最近ではスマートフォンで時間を測りながら問題を解くことができるなど、隙間時間で勉強できる通信講座も充実しています。不動産業界への転職を考えるのであれば、宅建の取得は本気で取り組むべきです。
補助金や税制についてなど、勉強することは多い
不動産の営業が学ばなければならないことは他にも多くあります。
- 住宅購入で使える補助金・助成金の仕組みについて
- 固定資産税など住宅関連の税制について
- 住宅の耐震性能や断熱性能などスペックについて
- 学区や買い物施設など、物件の周辺環境について
- 住宅ローン手続きについて
- 登記の流れについて(手続き自体は司法書士が行いますが、ある程度は顧客に説明できる必要があります)
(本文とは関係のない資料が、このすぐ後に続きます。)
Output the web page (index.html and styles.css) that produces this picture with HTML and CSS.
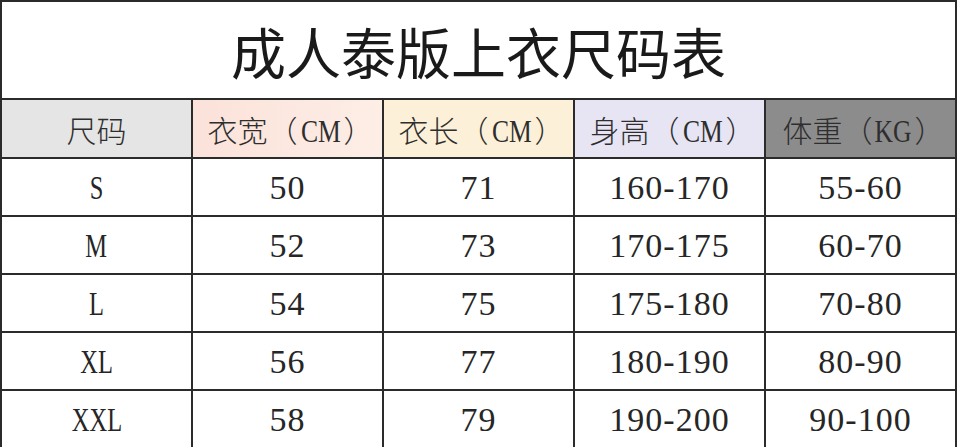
FILE: index.html
```html
<!DOCTYPE html>
<html lang="zh-CN">
<head>
<meta charset="utf-8">
<title>成人泰版上衣尺码表</title>
<link rel="stylesheet" href="styles.css">
</head>
<body>
<table class="size-table">
  <colgroup>
    <col class="col"><col class="col"><col class="col"><col class="col"><col class="col">
  </colgroup>
  <tr class="title-row">
    <td colspan="5" class="title">成人泰版上衣尺码表</td>
  </tr>
  <tr class="head-row">
    <th class="h-size">尺码</th>
    <th class="h-width">衣宽（<span class="lat">CM</span>）</th>
    <th class="h-length">衣长（<span class="lat">CM</span>）</th>
    <th class="h-height">身高（<span class="lat">CM</span>）</th>
    <th class="h-weight">体重（<span class="lat">KG</span>）</th>
  </tr>
  <tr class="row"><td><span class="sz">S</span></td><td>50</td><td>71</td><td>160-170</td><td>55-60</td></tr>
  <tr class="row"><td><span class="sz">M</span></td><td>52</td><td>73</td><td>170-175</td><td>60-70</td></tr>
  <tr class="row"><td><span class="sz">L</span></td><td>54</td><td>75</td><td>175-180</td><td>70-80</td></tr>
  <tr class="row"><td><span class="sz">XL</span></td><td>56</td><td>77</td><td>180-190</td><td>80-90</td></tr>
  <tr class="row"><td><span class="sz">XXL</span></td><td>58</td><td>79</td><td>190-200</td><td>90-100</td></tr>
</table>
</body>
</html>
```

FILE: styles.css
```css
html, body {
  margin: 0;
  padding: 0;
  background: #ffffff;
}

.size-table {
  width: 957px;
  height: 447px;
  border-collapse: collapse;
  table-layout: fixed;
  font-family: "Liberation Serif", "Noto Sans CJK SC", serif;
  color: #262626;
}

.col {
  width: 20%;
}

.size-table td,
.size-table th {
  border: 2px solid #2b2b2b;
  text-align: center;
  vertical-align: middle;
  padding: 0;
  font-weight: normal;
}

.title-row {
  height: 98px;
}

.title {
  font-family: "Noto Sans CJK SC", sans-serif;
  font-weight: 300;
  font-size: 55px;
  color: #1a1a1a;
  padding-top: 8px;
  background: #ffffff;
}

.head-row {
  height: 59px;
}

.head-row th {
  font-family: "Noto Sans CJK SC", sans-serif;
  font-weight: 300;
  font-size: 30px;
  color: #2e2e2e;
  padding-left: 6px;
}

.head-row th.h-size {
  padding-left: 0;
}

.lat {
  display: inline-block;
  font-family: "Liberation Serif", serif;
  font-size: 32px;
  transform: scaleX(0.8);
  margin: 0 -2px;
}

.h-size { background: #e5e5e5; }
.h-width { background: linear-gradient(90deg, #fbe2da, #fdeee6); }
.h-length { background: #fcf1d8; }
.h-height { background: #e7e5f3; }
.h-weight { background: #8c8c8c; color: #1e1e1e; }

.row {
  height: 58px;
}

.row td {
  font-size: 34px;
  letter-spacing: 1px;
  background: #ffffff;
  padding-top: 2px;
}

.sz {
  display: inline-block;
  font-size: 34px;
  letter-spacing: 0;
  transform: scaleX(0.72);
}
```
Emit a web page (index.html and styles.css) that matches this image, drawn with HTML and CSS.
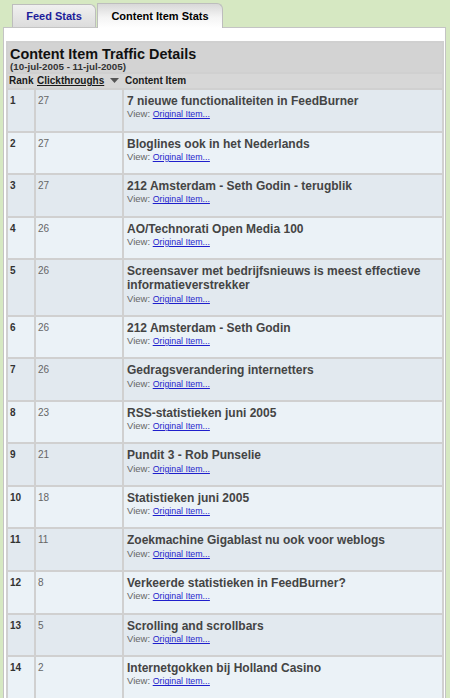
FILE: index.html
```html
<!DOCTYPE html>
<html>
<head>
<meta charset="utf-8">
<link rel="stylesheet" href="styles.css">
</head>
<body>
<div class="tabs">
  <div class="tab">Feed Stats</div>
  <div class="tab active">Content Item Stats</div>
</div>
<div class="panel">
  <table class="stats">
    <colgroup>
      <col class="col-rank">
      <col class="col-clicks">
      <col class="col-item">
    </colgroup>
    <thead>
      <tr>
        <th colspan="3" class="caption-cell">
          <div class="title">Content Item Traffic Details</div>
          <div class="range">(10-jul-2005 - 11-jul-2005)</div>
        </th>
      </tr>
      <tr class="head">
        <th class="c-rank">Rank</th>
        <th class="c-clicks"><span class="sort">Clickthroughs</span><svg class="tri" width="9" height="5" viewBox="0 0 9 5"><path d="M0 0H9L4.5 5Z" fill="#555"/></svg></th>
        <th class="c-item">Content Item</th>
      </tr>
    </thead>
    <tbody>
      <tr><td class="rank">1</td><td class="clicks">27</td><td class="item"><div class="t">7 nieuwe functionaliteiten in FeedBurner</div><div class="v">View: <a href="#">Original Item...</a></div></td></tr>
      <tr><td class="rank">2</td><td class="clicks">27</td><td class="item"><div class="t">Bloglines ook in het Nederlands</div><div class="v">View: <a href="#">Original Item...</a></div></td></tr>
      <tr><td class="rank">3</td><td class="clicks">27</td><td class="item"><div class="t">212 Amsterdam - Seth Godin - terugblik</div><div class="v">View: <a href="#">Original Item...</a></div></td></tr>
      <tr><td class="rank">4</td><td class="clicks">26</td><td class="item"><div class="t">AO/Technorati Open Media 100</div><div class="v">View: <a href="#">Original Item...</a></div></td></tr>
      <tr><td class="rank">5</td><td class="clicks">26</td><td class="item"><div class="t">Screensaver met bedrijfsnieuws is meest effectieve informatieverstrekker</div><div class="v">View: <a href="#">Original Item...</a></div></td></tr>
      <tr><td class="rank">6</td><td class="clicks">26</td><td class="item"><div class="t">212 Amsterdam - Seth Godin</div><div class="v">View: <a href="#">Original Item...</a></div></td></tr>
      <tr><td class="rank">7</td><td class="clicks">26</td><td class="item"><div class="t">Gedragsverandering internetters</div><div class="v">View: <a href="#">Original Item...</a></div></td></tr>
      <tr><td class="rank">8</td><td class="clicks">23</td><td class="item"><div class="t">RSS-statistieken juni 2005</div><div class="v">View: <a href="#">Original Item...</a></div></td></tr>
      <tr><td class="rank">9</td><td class="clicks">21</td><td class="item"><div class="t">Pundit 3 - Rob Punselie</div><div class="v">View: <a href="#">Original Item...</a></div></td></tr>
      <tr><td class="rank">10</td><td class="clicks">18</td><td class="item"><div class="t">Statistieken juni 2005</div><div class="v">View: <a href="#">Original Item...</a></div></td></tr>
      <tr><td class="rank">11</td><td class="clicks">11</td><td class="item"><div class="t">Zoekmachine Gigablast nu ook voor weblogs</div><div class="v">View: <a href="#">Original Item...</a></div></td></tr>
      <tr><td class="rank">12</td><td class="clicks">8</td><td class="item"><div class="t">Verkeerde statistieken in FeedBurner?</div><div class="v">View: <a href="#">Original Item...</a></div></td></tr>
      <tr><td class="rank">13</td><td class="clicks">5</td><td class="item"><div class="t">Scrolling and scrollbars</div><div class="v">View: <a href="#">Original Item...</a></div></td></tr>
      <tr><td class="rank">14</td><td class="clicks">2</td><td class="item"><div class="t">Internetgokken bij Holland Casino</div><div class="v">View: <a href="#">Original Item...</a></div></td></tr>
    </tbody>
  </table>
</div>
</body>
</html>
```
FILE: styles.css
```css
html, body {
  margin: 0;
  padding: 0;
  background: #d6e8c2;
  font-family: "Liberation Sans", Arial, sans-serif;
}

.tabs {
  display: flex;
  align-items: flex-end;
  gap: 1px;
  height: 27px;
  padding-left: 12px;
}

.tab {
  box-sizing: border-box;
  width: 84px;
  height: 23px;
  border: 1px solid #bdbdbd;
  border-bottom: none;
  border-top-right-radius: 6px;
  background: linear-gradient(#f0f0f0, #dcdcdc);
  color: #1c1c9a;
  font-size: 11px;
  font-weight: bold;
  line-height: 22px;
  text-align: center;
}

.tab.active {
  width: 126px;
  height: 25px;
  line-height: 24px;
  margin-bottom: -1px;
  position: relative;
  z-index: 1;
  color: #000;
  background: linear-gradient(#d8d8d8 0%, #f4f4f4 55%, #ffffff 100%);
}

.panel {
  box-sizing: border-box;
  width: 443px;
  margin-left: 3px;
  padding: 13px 1px 0 2px;
  background: #fff;
  border: 1px solid #c4c4c4;
  border-bottom: none;
  min-height: 700px;
}

.stats {
  width: 438px;
  border-collapse: separate;
  border-spacing: 2px;
  background: #d0d0d0;
  table-layout: fixed;
}

.col-rank { width: 26px; }
.col-clicks { width: 86px; }

.stats th, .stats td {
  padding: 0;
  text-align: left;
  vertical-align: top;
}

.caption-cell {
  height: 28px;
  box-sizing: border-box;
  padding: 3px 2px 0 2px !important;
  background: #d3d3d3;
}

.title {
  font-size: 14.4px;
  font-weight: bold;
  line-height: 16px;
  color: #111;
}

.range {
  font-size: 9.8px;
  font-weight: bold;
  line-height: 10px;
  color: #333;
}

.head th {
  height: 14px;
  background: #d7d7d7;
  box-shadow: 2px 0 0 #d7d7d7;
  font-size: 10px;
  font-weight: bold;
  line-height: 14px;
  color: #1a1a1a;
  padding-left: 1px;
  white-space: nowrap;
}

.head th.c-item {
  box-shadow: none;
}

.sort {
  text-decoration: underline;
}

.tri {
  margin-left: 6px;
  vertical-align: 1px;
}

tbody tr:nth-child(odd) td { background: #e2e9ef; }
tbody tr:nth-child(even) td { background: #ebf2f7; }

.rank {
  padding: 4px 2px 0 2px !important;
  font-size: 10px;
  font-weight: bold;
  line-height: 14.33px;
  color: #333;
}

.clicks {
  padding: 4px 2px 0 2px !important;
  font-size: 10px;
  line-height: 14.33px;
  color: #666;
}

.item {
  padding: 4px 3px 10.2px 3px !important;
}

.item .t {
  font-size: 12px;
  font-weight: bold;
  line-height: 14.33px;
  color: #444;
}

.item .v {
  font-size: 9.5px;
  line-height: 12px;
  color: #666;
}

.item .v a {
  font-size: 8.8px;
  color: #1f1fcc;
  text-decoration: underline;
}
```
一生に一度の買い物をする顧客に「この営業の人、頼りなさそう」と思われては契約どころではないため、これらをスムーズに説明できる必要があります。
営業トークについてロールプレイング形式で研修を行う企業もあるものの、基本的には本人の努力で習得していかなければなりません。
事務仕事も避けて通れない
不動産の契約では、委任契約や保険契約など必要な書類が数多くあり、営業活動に加えて事務処理の仕事も膨大です。
「自分はあくまで営業職なんで、事務処理は苦手で…」
という言い訳は不動産業界では通用しません。
顧客と成約するまでも大変ですが、成約後も打合せが多くあり、どれも間違いが許されません。このため打合せ記録の管理も重要な仕事の1つです。
不動産営業に転職後、成功する人がやっていること
業界で成功するための即効薬というのはなく、成功した方がしていたのは以下のような地道な努力です。
成功するための初期アクション
- 先輩営業の商談に同行させてもらい、営業トークを吸収する
- 商談が行き詰ったら自分一人で解決しようとせず、速やかに上司や先輩に相談
- モデルハウスや物件資料を徹底的に読み込む
- 顧客から質問されそうなことを予想、イメージトレーニングで返答を何パターンも用意
- 土地勘をつけるため、自転車や徒歩で周辺を回る
タテヨコのつながりも重要
1人で頑張るのではなく、周囲を味方にする。これは不動産営業に限らず、どの業種でも通じるキャリア戦略ですが、成果主義の世界では特に重要です。
職場に1人でも「本音で相談できる同僚」や「行動を見守ってくれる上司」がいるだけで、成長スピードは劇的に変わります。
また、設計部門や施工部門にも本音で話せる横のつながりを持つことで、様々な段取・スケジューリングが上手くいく場合があります。
会社にもよりますが、顧客の都合(あるいはわがまま)によりスケジュールを変更せざるを得ない場合もあるので、あちこちに「無理を聞いてくれる仲間」を持っておくことが、いざという時に役立つはずです。
まとめ:不動産営業に必要なのは「売る力」より「聴く力」
不動産営業は、住宅という高額かつ感情的な商品を扱う仕事であり、顧客の人生や価値観に深く関わります。高収入が狙える反面、感情労働の側面も強く、向き・不向きがはっきりと出やすい職種です。
成功の鍵は押しの強さではなく
- 本音を引き出す傾聴力
- 相手に共感しつつも振り回されない、したたかさや図太さ
- 営業トークや税制などについて学び続ける、継続力
- 事務処理能力
など、多岐に渡ります。
転職後に成果を上げるには、自己理解と環境への適応が欠かせません。本記事を通じて、不動産営業という職種のリアルが伝わり、自分に合う働き方のヒントが少しでも見つかれば幸いです。